> [JOB]: Your task is to write out the complete listing exactly as it is shown.

[Code that builds pages]
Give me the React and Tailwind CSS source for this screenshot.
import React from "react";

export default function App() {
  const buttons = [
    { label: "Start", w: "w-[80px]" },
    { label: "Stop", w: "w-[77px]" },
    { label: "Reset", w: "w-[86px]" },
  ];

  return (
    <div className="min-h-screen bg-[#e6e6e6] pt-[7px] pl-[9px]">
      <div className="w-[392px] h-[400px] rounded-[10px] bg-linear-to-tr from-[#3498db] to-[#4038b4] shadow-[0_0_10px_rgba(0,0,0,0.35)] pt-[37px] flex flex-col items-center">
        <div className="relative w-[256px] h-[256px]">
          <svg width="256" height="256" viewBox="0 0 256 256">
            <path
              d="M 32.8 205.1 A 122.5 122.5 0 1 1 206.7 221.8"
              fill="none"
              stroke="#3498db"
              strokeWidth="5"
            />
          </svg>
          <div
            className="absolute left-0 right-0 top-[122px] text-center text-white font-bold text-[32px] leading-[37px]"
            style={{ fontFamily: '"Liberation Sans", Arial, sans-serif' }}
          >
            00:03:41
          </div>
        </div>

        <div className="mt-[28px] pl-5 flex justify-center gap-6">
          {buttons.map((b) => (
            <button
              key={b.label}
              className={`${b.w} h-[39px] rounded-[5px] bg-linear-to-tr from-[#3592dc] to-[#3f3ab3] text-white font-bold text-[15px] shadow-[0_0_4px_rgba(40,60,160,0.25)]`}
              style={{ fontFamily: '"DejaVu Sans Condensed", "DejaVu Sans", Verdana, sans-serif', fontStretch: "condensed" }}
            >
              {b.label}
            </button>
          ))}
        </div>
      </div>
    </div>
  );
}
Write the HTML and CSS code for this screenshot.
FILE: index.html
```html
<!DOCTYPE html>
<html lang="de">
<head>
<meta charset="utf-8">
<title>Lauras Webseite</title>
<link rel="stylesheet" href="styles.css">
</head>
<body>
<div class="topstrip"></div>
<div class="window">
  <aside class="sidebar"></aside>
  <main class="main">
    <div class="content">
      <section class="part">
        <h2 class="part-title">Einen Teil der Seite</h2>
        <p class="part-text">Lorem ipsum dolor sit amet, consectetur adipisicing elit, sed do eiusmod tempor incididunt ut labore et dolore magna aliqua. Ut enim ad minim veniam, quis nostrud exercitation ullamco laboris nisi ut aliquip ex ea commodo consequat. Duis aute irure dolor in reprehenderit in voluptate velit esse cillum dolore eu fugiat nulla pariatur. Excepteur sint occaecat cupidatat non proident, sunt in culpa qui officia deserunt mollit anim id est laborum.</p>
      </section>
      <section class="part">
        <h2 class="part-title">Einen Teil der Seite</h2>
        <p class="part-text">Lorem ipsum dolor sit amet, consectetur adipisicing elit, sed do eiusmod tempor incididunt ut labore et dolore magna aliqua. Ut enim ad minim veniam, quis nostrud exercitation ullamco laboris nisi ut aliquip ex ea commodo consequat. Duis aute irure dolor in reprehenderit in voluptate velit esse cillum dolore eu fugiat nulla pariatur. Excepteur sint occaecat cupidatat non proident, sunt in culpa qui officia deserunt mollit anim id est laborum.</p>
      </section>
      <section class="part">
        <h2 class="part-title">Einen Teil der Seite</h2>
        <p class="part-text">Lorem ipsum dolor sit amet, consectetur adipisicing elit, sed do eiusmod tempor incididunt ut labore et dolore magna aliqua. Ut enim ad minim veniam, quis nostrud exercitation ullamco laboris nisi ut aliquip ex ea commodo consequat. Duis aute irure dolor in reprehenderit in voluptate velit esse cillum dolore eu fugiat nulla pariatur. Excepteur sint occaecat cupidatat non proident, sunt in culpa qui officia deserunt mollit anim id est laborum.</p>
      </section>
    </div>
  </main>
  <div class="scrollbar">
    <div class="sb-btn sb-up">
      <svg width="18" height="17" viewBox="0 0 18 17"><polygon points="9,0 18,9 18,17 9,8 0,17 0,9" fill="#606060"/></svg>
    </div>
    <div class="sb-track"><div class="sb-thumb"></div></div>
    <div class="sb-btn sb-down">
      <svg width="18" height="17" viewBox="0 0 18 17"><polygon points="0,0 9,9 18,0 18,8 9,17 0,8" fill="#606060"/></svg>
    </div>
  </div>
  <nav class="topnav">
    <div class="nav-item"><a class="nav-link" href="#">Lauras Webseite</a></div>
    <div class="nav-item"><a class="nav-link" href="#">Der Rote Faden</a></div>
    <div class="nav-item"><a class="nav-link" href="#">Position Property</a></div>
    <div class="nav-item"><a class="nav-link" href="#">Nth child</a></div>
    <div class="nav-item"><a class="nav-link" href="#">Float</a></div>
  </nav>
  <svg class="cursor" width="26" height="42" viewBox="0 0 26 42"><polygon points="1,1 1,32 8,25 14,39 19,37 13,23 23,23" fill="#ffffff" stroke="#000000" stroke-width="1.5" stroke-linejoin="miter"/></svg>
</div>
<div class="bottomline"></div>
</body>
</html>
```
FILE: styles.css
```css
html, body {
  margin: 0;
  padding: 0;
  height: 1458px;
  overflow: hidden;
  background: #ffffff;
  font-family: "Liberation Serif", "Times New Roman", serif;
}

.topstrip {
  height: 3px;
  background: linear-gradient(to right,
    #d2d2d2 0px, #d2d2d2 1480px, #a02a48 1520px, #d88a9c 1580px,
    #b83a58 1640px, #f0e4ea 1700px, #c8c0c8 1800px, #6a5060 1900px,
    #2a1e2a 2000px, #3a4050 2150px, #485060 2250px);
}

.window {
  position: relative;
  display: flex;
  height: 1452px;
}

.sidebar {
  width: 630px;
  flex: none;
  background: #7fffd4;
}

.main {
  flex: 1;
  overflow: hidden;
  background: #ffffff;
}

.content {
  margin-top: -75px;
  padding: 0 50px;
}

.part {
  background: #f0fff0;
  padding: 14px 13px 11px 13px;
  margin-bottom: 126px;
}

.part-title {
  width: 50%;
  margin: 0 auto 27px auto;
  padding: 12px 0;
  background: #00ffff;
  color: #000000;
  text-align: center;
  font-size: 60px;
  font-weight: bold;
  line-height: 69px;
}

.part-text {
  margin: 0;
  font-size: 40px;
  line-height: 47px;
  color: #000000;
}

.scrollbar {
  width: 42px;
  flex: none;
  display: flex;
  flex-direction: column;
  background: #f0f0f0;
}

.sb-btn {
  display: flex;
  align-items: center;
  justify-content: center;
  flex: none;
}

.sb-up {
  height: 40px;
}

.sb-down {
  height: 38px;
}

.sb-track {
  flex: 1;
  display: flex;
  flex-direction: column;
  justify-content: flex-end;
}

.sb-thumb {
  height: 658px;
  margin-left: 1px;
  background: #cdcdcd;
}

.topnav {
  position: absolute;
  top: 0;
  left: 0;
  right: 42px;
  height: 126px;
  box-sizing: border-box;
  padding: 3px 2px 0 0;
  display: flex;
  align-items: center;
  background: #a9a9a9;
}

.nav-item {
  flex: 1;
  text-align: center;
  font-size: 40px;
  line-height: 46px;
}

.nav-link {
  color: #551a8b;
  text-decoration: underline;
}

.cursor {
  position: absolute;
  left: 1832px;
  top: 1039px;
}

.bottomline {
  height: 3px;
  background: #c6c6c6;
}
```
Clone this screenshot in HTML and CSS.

> [THE ANSWER]:
Give me the React and Tailwind CSS source for this screenshot.
import React from "react";

export default function App() {
  const buttons = [
    { label: "Start", w: "w-[80px]" },
    { label: "Stop", w: "w-[77px]" },
    { label: "Reset", w: "w-[86px]" },
  ];

  return (
    <div className="min-h-screen bg-[#e6e6e6] pt-[7px] pl-[9px]">
      <div className="w-[392px] h-[400px] rounded-[10px] bg-linear-to-tr from-[#3498db] to-[#4038b4] shadow-[0_0_10px_rgba(0,0,0,0.35)] pt-[37px] flex flex-col items-center">
        <div className="relative w-[256px] h-[256px]">
          <svg width="256" height="256" viewBox="0 0 256 256">
            <path
              d="M 32.8 205.1 A 122.5 122.5 0 1 1 206.7 221.8"
              fill="none"
              stroke="#3498db"
              strokeWidth="5"
            />
          </svg>
          <div
            className="absolute left-0 right-0 top-[122px] text-center text-white font-bold text-[32px] leading-[37px]"
            style={{ fontFamily: '"Liberation Sans", Arial, sans-serif' }}
          >
            00:03:41
          </div>
        </div>

        <div className="mt-[28px] pl-5 flex justify-center gap-6">
          {buttons.map((b) => (
            <button
              key={b.label}
              className={`${b.w} h-[39px] rounded-[5px] bg-linear-to-tr from-[#3592dc] to-[#3f3ab3] text-white font-bold text-[15px] shadow-[0_0_4px_rgba(40,60,160,0.25)]`}
              style={{ fontFamily: '"DejaVu Sans Condensed", "DejaVu Sans", Verdana, sans-serif', fontStretch: "condensed" }}
            >
              {b.label}
            </button>
          ))}
        </div>
      </div>
    </div>
  );
}
Write the HTML and CSS code for this screenshot.
FILE: index.html
```html
<!DOCTYPE html>
<html lang="de">
<head>
<meta charset="utf-8">
<title>Lauras Webseite</title>
<link rel="stylesheet" href="styles.css">
</head>
<body>
<div class="topstrip"></div>
<div class="window">
  <aside class="sidebar"></aside>
  <main class="main">
    <div class="content">
      <section class="part">
        <h2 class="part-title">Einen Teil der Seite</h2>
        <p class="part-text">Lorem ipsum dolor sit amet, consectetur adipisicing elit, sed do eiusmod tempor incididunt ut labore et dolore magna aliqua. Ut enim ad minim veniam, quis nostrud exercitation ullamco laboris nisi ut aliquip ex ea commodo consequat. Duis aute irure dolor in reprehenderit in voluptate velit esse cillum dolore eu fugiat nulla pariatur. Excepteur sint occaecat cupidatat non proident, sunt in culpa qui officia deserunt mollit anim id est laborum.</p>
      </section>
      <section class="part">
        <h2 class="part-title">Einen Teil der Seite</h2>
        <p class="part-text">Lorem ipsum dolor sit amet, consectetur adipisicing elit, sed do eiusmod tempor incididunt ut labore et dolore magna aliqua. Ut enim ad minim veniam, quis nostrud exercitation ullamco laboris nisi ut aliquip ex ea commodo consequat. Duis aute irure dolor in reprehenderit in voluptate velit esse cillum dolore eu fugiat nulla pariatur. Excepteur sint occaecat cupidatat non proident, sunt in culpa qui officia deserunt mollit anim id est laborum.</p>
      </section>
      <section class="part">
        <h2 class="part-title">Einen Teil der Seite</h2>
        <p class="part-text">Lorem ipsum dolor sit amet, consectetur adipisicing elit, sed do eiusmod tempor incididunt ut labore et dolore magna aliqua. Ut enim ad minim veniam, quis nostrud exercitation ullamco laboris nisi ut aliquip ex ea commodo consequat. Duis aute irure dolor in reprehenderit in voluptate velit esse cillum dolore eu fugiat nulla pariatur. Excepteur sint occaecat cupidatat non proident, sunt in culpa qui officia deserunt mollit anim id est laborum.</p>
      </section>
    </div>
  </main>
  <div class="scrollbar">
    <div class="sb-btn sb-up">
      <svg width="18" height="17" viewBox="0 0 18 17"><polygon points="9,0 18,9 18,17 9,8 0,17 0,9" fill="#606060"/></svg>
    </div>
    <div class="sb-track"><div class="sb-thumb"></div></div>
    <div class="sb-btn sb-down">
      <svg width="18" height="17" viewBox="0 0 18 17"><polygon points="0,0 9,9 18,0 18,8 9,17 0,8" fill="#606060"/></svg>
    </div>
  </div>
  <nav class="topnav">
    <div class="nav-item"><a class="nav-link" href="#">Lauras Webseite</a></div>
    <div class="nav-item"><a class="nav-link" href="#">Der Rote Faden</a></div>
    <div class="nav-item"><a class="nav-link" href="#">Position Property</a></div>
    <div class="nav-item"><a class="nav-link" href="#">Nth child</a></div>
    <div class="nav-item"><a class="nav-link" href="#">Float</a></div>
  </nav>
  <svg class="cursor" width="26" height="42" viewBox="0 0 26 42"><polygon points="1,1 1,32 8,25 14,39 19,37 13,23 23,23" fill="#ffffff" stroke="#000000" stroke-width="1.5" stroke-linejoin="miter"/></svg>
</div>
<div class="bottomline"></div>
</body>
</html>
```
FILE: styles.css
```css
html, body {
  margin: 0;
  padding: 0;
  height: 1458px;
  overflow: hidden;
  background: #ffffff;
  font-family: "Liberation Serif", "Times New Roman", serif;
}

.topstrip {
  height: 3px;
  background: linear-gradient(to right,
    #d2d2d2 0px, #d2d2d2 1480px, #a02a48 1520px, #d88a9c 1580px,
    #b83a58 1640px, #f0e4ea 1700px, #c8c0c8 1800px, #6a5060 1900px,
    #2a1e2a 2000px, #3a4050 2150px, #485060 2250px);
}

.window {
  position: relative;
  display: flex;
  height: 1452px;
}

.sidebar {
  width: 630px;
  flex: none;
  background: #7fffd4;
}

.main {
  flex: 1;
  overflow: hidden;
  background: #ffffff;
}

.content {
  margin-top: -75px;
  padding: 0 50px;
}

.part {
  background: #f0fff0;
  padding: 14px 13px 11px 13px;
  margin-bottom: 126px;
}

.part-title {
  width: 50%;
  margin: 0 auto 27px auto;
  padding: 12px 0;
  background: #00ffff;
  color: #000000;
  text-align: center;
  font-size: 60px;
  font-weight: bold;
  line-height: 69px;
}

.part-text {
  margin: 0;
  font-size: 40px;
  line-height: 47px;
  color: #000000;
}

.scrollbar {
  width: 42px;
  flex: none;
  display: flex;
  flex-direction: column;
  background: #f0f0f0;
}

.sb-btn {
  display: flex;
  align-items: center;
  justify-content: center;
  flex: none;
}

.sb-up {
  height: 40px;
}

.sb-down {
  height: 38px;
}

.sb-track {
  flex: 1;
  display: flex;
  flex-direction: column;
  justify-content: flex-end;
}

.sb-thumb {
  height: 658px;
  margin-left: 1px;
  background: #cdcdcd;
}

.topnav {
  position: absolute;
  top: 0;
  left: 0;
  right: 42px;
  height: 126px;
  box-sizing: border-box;
  padding: 3px 2px 0 0;
  display: flex;
  align-items: center;
  background: #a9a9a9;
}

.nav-item {
  flex: 1;
  text-align: center;
  font-size: 40px;
  line-height: 46px;
}

.nav-link {
  color: #551a8b;
  text-decoration: underline;
}

.cursor {
  position: absolute;
  left: 1832px;
  top: 1039px;
}

.bottomline {
  height: 3px;
  background: #c6c6c6;
}
```
Clone this screenshot in HTML and CSS.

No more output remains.